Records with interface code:
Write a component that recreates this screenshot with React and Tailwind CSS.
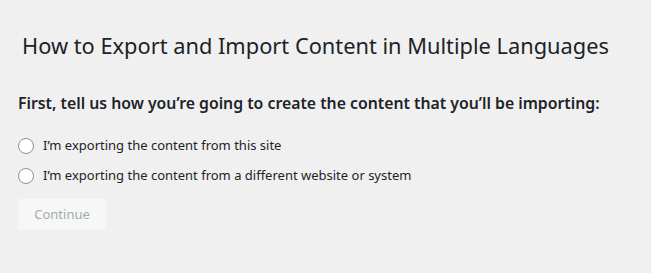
export default function App() {
  return (
    <div className="min-h-[273px] bg-[#f0f0f1] text-[#1d2327] font-['Noto_Sans',sans-serif] pt-[31px] pl-[18px]">
      <h1 className="pl-[4px] text-[21.8px] leading-[29px] font-normal">
        How to Export and Import Content in Multiple Languages
      </h1>
      <h2 className="mt-[33px] text-[15.8px] leading-[20px] font-semibold">
        First, tell us how you’re going to create the content that you’ll be importing:
      </h2>
      <div className="mt-[23px] flex flex-col gap-[11px] text-[13px] leading-[19px]">
        <label className="flex items-center gap-[9px]">
          <span className="w-4 h-4 rounded-full border border-[#8c8f94] bg-white" />
          I’m exporting the content from this site
        </label>
        <label className="flex items-center gap-[9px]">
          <span className="w-4 h-4 rounded-full border border-[#8c8f94] bg-white" />
          I’m exporting the content from a different website or system
        </label>
      </div>
      <button className="mt-[14px] w-[88px] h-[31px] rounded-[3px] bg-[#f6f7f7] text-[#a7aaad] text-[13px]">
        Continue
      </button>
    </div>
  );
}
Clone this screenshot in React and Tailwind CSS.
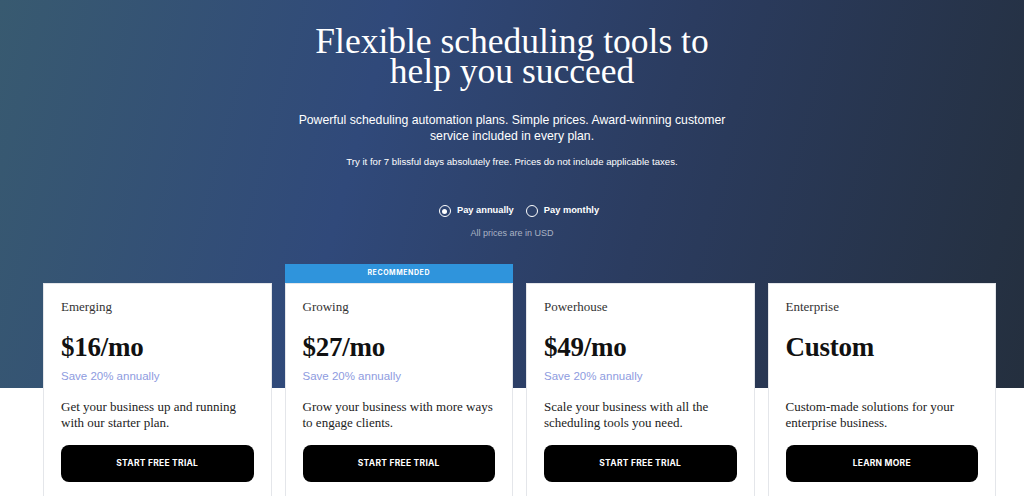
import React, { useState } from 'react'

const serif = { fontFamily: '"Liberation Serif", "DejaVu Serif", serif' }
const arial = { fontFamily: '"Liberation Sans", Arial, sans-serif' }

const plans = [
  { name: 'Emerging', price: '$16/mo', save: true, desc: 'Get your business up and running with our starter plan.', cta: 'Start free trial' },
  { name: 'Growing', price: '$27/mo', save: true, desc: 'Grow your business with more ways to engage clients.', cta: 'Start free trial', recommended: true },
  { name: 'Powerhouse', price: '$49/mo', save: true, desc: 'Scale your business with all the scheduling tools you need.', cta: 'Start free trial' },
  { name: 'Enterprise', price: 'Custom', save: false, desc: 'Custom-made solutions for your enterprise business.', cta: 'Learn more' },
]

function Radio({ checked, label, onClick }) {
  return (
    <button type="button" onClick={onClick} className="flex items-center gap-[6px] text-white">
      <span className="w-[12px] h-[12px] rounded-full border-[1.5px] border-white flex items-center justify-center">
        {checked && <span className="w-[5px] h-[5px] rounded-full bg-white"></span>}
      </span>
      <span className="text-[9.3px] font-bold" style={arial}>{label}</span>
    </button>
  )
}

function PlanCard({ plan }) {
  return (
    <div className="flex flex-col">
      <div className="h-[19px]">
        {plan.recommended && (
          <div className="h-full bg-[#2f94dc] flex items-center justify-center text-white text-[7px] font-bold tracking-[0.08em]">
            RECOMMENDED
          </div>
        )}
      </div>
      <div className="bg-white border border-[#e4e6ea] h-[260px] px-[17px] pt-[13px]">
        <div className="text-[13px] text-[#333]" style={serif}>{plan.name}</div>
        <div className="mt-[14px] text-[27px] font-bold text-[#111] leading-[32px] tracking-[-0.01em]" style={serif}>{plan.price}</div>
        <div className="h-[22px] mt-[5px] text-[11.5px] leading-[16px] text-[#8e9be0]" style={arial}>
          {plan.save ? 'Save 20% annually' : ''}
        </div>
        <p className="mt-[9px] text-[13px] leading-[16px] text-[#222] h-[32px]" style={serif}>{plan.desc}</p>
        <button type="button" className="mt-[14px] w-full h-[37px] rounded-[8px] bg-black text-white text-[8.5px] font-bold uppercase tracking-[0.03em]">
          {plan.cta}
        </button>
      </div>
    </div>
  )
}

export default function App() {
  const [annual, setAnnual] = useState(true)
  return (
    <div className="w-full h-[496px] overflow-hidden bg-white" style={{ fontFamily: 'Inter, "Noto Sans", sans-serif' }}>
      <div className="h-[388px] bg-[linear-gradient(105deg,#385a70_0%,#30497a_35%,#2b3c60_62%,#242f3e_100%)] flex flex-col items-center pt-[26px]">
        <h1 className="text-white text-[35.5px] leading-[30px] text-center" style={serif}>
          Flexible scheduling tools to<br />help you succeed
        </h1>
        <p className="mt-[26px] text-white text-[12.25px] leading-[16px] text-center w-[440px]" style={arial}>
          Powerful scheduling automation plans. Simple prices. Award-winning customer service included in every plan.
        </p>
        <p className="mt-[11px] text-white text-[9.6px]" style={arial}>
          Try it for 7 blissful days absolutely free. Prices do not include applicable taxes.
        </p>
        <div className="mt-[35px] flex items-center gap-[12px] pl-[14px]">
          <Radio checked={annual} label="Pay annually" onClick={() => setAnnual(true)} />
          <Radio checked={!annual} label="Pay monthly" onClick={() => setAnnual(false)} />
        </div>
        <div className="mt-[9px] text-[9px] text-[#aab3c4]" style={arial}>All prices are in USD</div>
      </div>
      <div className="mt-[-124px] pl-[43px]">
        <div className="w-[953px] grid grid-cols-4 gap-[13px]">
          {plans.map(p => <PlanCard key={p.name} plan={p} />)}
        </div>
      </div>
    </div>
  )
}
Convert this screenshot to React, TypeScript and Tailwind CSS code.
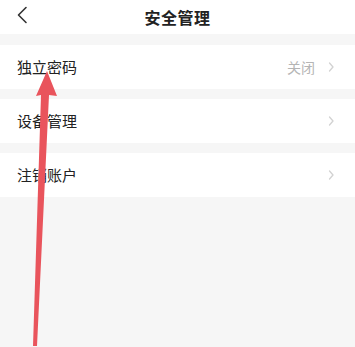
import React from 'react';

const font = { fontFamily: '"Noto Sans CJK SC", "Noto Sans", sans-serif' };

const Chevron = () => (
  <svg width="8" height="12" viewBox="0 0 8 12" fill="none" className="ml-3">
    <path d="M2.5 2 L6 6 L2.5 10" stroke="#d2d2d2" strokeWidth="1.3" strokeLinecap="round" strokeLinejoin="round" />
  </svg>
);

const Row = ({ label, value }: { label: string; value?: string }) => (
  <div className="flex items-center h-[44px] bg-white pl-[17px] pr-[20px]">
    <span className="flex-1 text-[15px] text-[#222]">{label}</span>
    {value && <span className="text-[14px] text-[#b5b5b5]">{value}</span>}
    <Chevron />
  </div>
);

export default function App() {
  return (
    <div className="relative w-[355px] h-[347px] bg-[#f6f6f6] overflow-hidden" style={font}>
      <div className="relative flex items-center justify-center h-[34px] bg-white">
        <svg width="12" height="18" viewBox="0 0 12 18" fill="none" className="absolute left-[16px] top-[6px]">
          <path d="M10 1.5 L2.5 9 L10 16.5" stroke="#333" strokeWidth="1.6" strokeLinecap="round" strokeLinejoin="round" />
        </svg>
        <span className="text-[16px] font-bold text-[#222] tracking-[0.5px]">安全管理</span>
      </div>
      <div className="flex flex-col gap-[10px] pt-[11px]">
        <Row label="独立密码" value="关闭" />
        <Row label="设备管理" />
        <Row label="注销账户" />
      </div>
      <svg className="absolute left-0 top-0 pointer-events-none" width="355" height="347" viewBox="0 0 355 347">
        <path d="M47 71 L57 96 L49 95 L37 346 L33 346 L41 95 L36 96 Z" fill="#e9545c" />
      </svg>
    </div>
  );
}
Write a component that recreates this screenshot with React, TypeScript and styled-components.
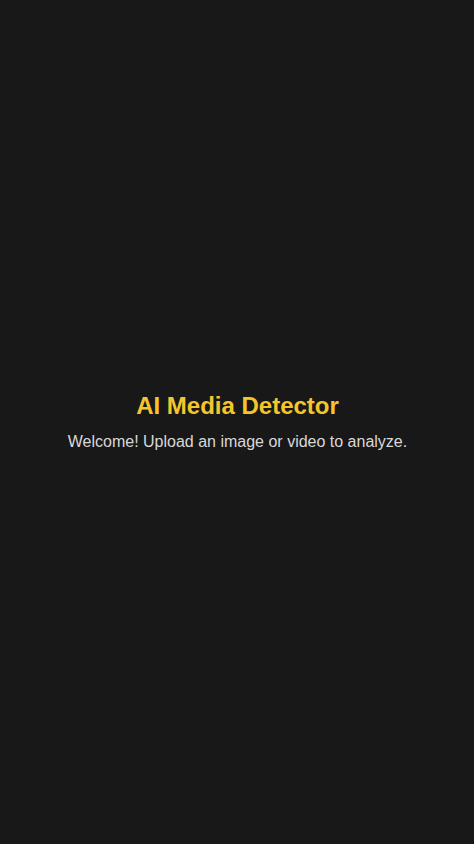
import React from "react";
import styled, { createGlobalStyle } from "styled-components";

const Global = createGlobalStyle`
  html, body { margin: 0; padding: 0; background: #181818; }
  body { font-family: "Liberation Sans", Arial, sans-serif; }
`;

const Page = styled.main`
  min-height: 100vh;
  display: flex;
  flex-direction: column;
  align-items: center;
  justify-content: center;
  background: #181818;
  text-align: center;
  padding-left: 1px;
  box-sizing: border-box;
`;

const Title = styled.h1`
  margin: 1px 0 11px;
  font-size: 24px;
  font-weight: 700;
  color: #f5c62c;
  line-height: 1.2;
`;

const Subtitle = styled.p`
  margin: 0 0 2px;
  font-size: 16px;
  color: #d8d8d8;
  line-height: 1.2;
`;

export default function App() {
  return (
    <>
      <Global />
      <Page>
        <Title>AI Media Detector</Title>
        <Subtitle>Welcome! Upload an image or video to analyze.</Subtitle>
      </Page>
    </>
  );
}
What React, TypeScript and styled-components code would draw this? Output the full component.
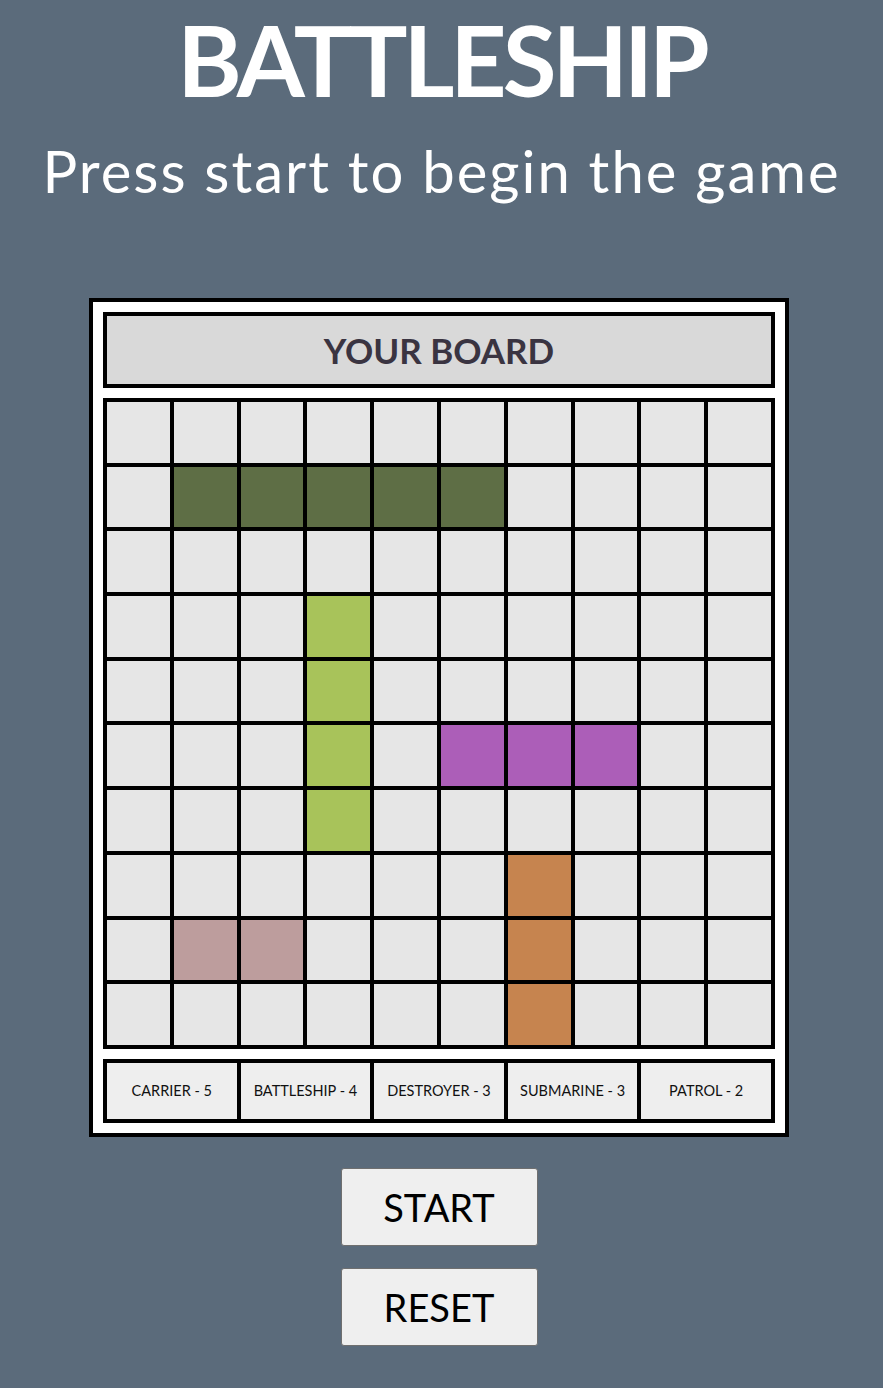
import React from "react";
import styled, { createGlobalStyle } from "styled-components";

const GlobalStyle = createGlobalStyle`
  html, body {
    margin: 0;
    padding: 0;
    background: #5b6b7b;
  }
  body {
    font-family: "Lato", "Noto Sans", sans-serif;
  }
`;

const Page = styled.div`
  display: flex;
  flex-direction: column;
  align-items: center;
  min-height: 1388px;
  color: #fff;
`;

const Title = styled.h1`
  margin: 0;
  font-size: 98px;
  font-weight: 700;
  line-height: 118px;
  letter-spacing: -4px;
  color: #fff;
`;

const Subtitle = styled.h2`
  margin: 0;
  margin-top: 18px;
  font-size: 58px;
  font-weight: 400;
  line-height: 70px;
  letter-spacing: 2px;
  color: #fff;
`;

const Board = styled.div`
  margin-top: 92px;
  margin-right: 5px;
  width: 700px;
  box-sizing: border-box;
  border: 4px solid #000;
  background: #fff;
  padding: 10px;
  display: flex;
  flex-direction: column;
  gap: 10px;
`;

const Header = styled.div`
  height: 76px;
  box-sizing: border-box;
  border: 4px solid #000;
  background: #d9d9d9;
  display: flex;
  align-items: center;
  justify-content: center;
  font-size: 35px;
  font-weight: 700;
  color: #3a3441;
`;

const Grid = styled.div`
  border: 2px solid #000;
  display: grid;
  grid-template-columns: repeat(10, 1fr);
  grid-auto-rows: 64.7px;
`;

const Cell = styled.div<{ $color: string }>`
  box-sizing: border-box;
  border: 2px solid #000;
  background: ${(p) => p.$color};
`;

const Legend = styled.div`
  border: 2px solid #000;
  display: grid;
  grid-template-columns: repeat(5, 1fr);
  height: 64px;
  box-sizing: border-box;
`;

const LegendItem = styled.div`
  box-sizing: border-box;
  border: 2px solid #000;
  background: #eeeeee;
  display: flex;
  align-items: center;
  justify-content: center;
  font-size: 14.5px;
  color: #111;
`;

const Buttons = styled.div`
  margin-top: 31px;
  margin-right: 5px;
  display: flex;
  flex-direction: column;
  gap: 22px;
  align-items: center;
`;

const Button = styled.button`
  width: 197px;
  height: 78px;
  box-sizing: border-box;
  border: 1px solid #6f6f6f;
  border-radius: 3px;
  background: #efefef;
  font-family: "Lato", "Noto Sans", sans-serif;
  font-size: 38px;
  color: #000;
  cursor: pointer;
`;

const EMPTY = "#e6e6e6";
const COLORS: Record<string, string> = {
  c: "#5e6e45",
  b: "#a8c35a",
  d: "#ac5eb8",
  s: "#c6844f",
  p: "#bd9d9d",
};

const ships: [string, number, number, number, boolean][] = [
  ["c", 1, 1, 5, true],
  ["b", 3, 3, 4, false],
  ["d", 5, 5, 3, true],
  ["s", 7, 6, 3, false],
  ["p", 8, 1, 2, true],
];

function buildBoard(): string[][] {
  const board = Array.from({ length: 10 }, () => Array(10).fill(EMPTY));
  ships.forEach(([k, r, c, len, horiz]) => {
    for (let i = 0; i < len; i++) {
      const rr = horiz ? r : r + i;
      const cc = horiz ? c + i : c;
      board[rr][cc] = COLORS[k];
    }
  });
  return board;
}

const legend = ["CARRIER - 5", "BATTLESHIP - 4", "DESTROYER - 3", "SUBMARINE - 3", "PATROL - 2"];

export default function App() {
  const board = buildBoard();
  return (
    <>
      <GlobalStyle />
      <Page>
        <Title>BATTLESHIP</Title>
        <Subtitle>Press start to begin the game</Subtitle>
        <Board>
          <Header>YOUR BOARD</Header>
          <Grid>
            {board.flatMap((row, r) =>
              row.map((color, c) => <Cell key={`${r}-${c}`} $color={color} />)
            )}
          </Grid>
          <Legend>
            {legend.map((l) => (
              <LegendItem key={l}>{l}</LegendItem>
            ))}
          </Legend>
        </Board>
        <Buttons>
          <Button>START</Button>
          <Button>RESET</Button>
        </Buttons>
      </Page>
    </>
  );
}
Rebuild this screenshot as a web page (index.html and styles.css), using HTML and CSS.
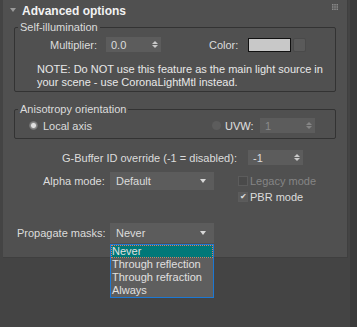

Objective —
Return only those lines of the records that contain the string "Tailwind".

Reply to the exercise —
Write a component that recreates this screenshot with React and Tailwind CSS.
Clone this screenshot in React and Tailwind CSS.
Convert this screenshot to React, TypeScript and Tailwind CSS code.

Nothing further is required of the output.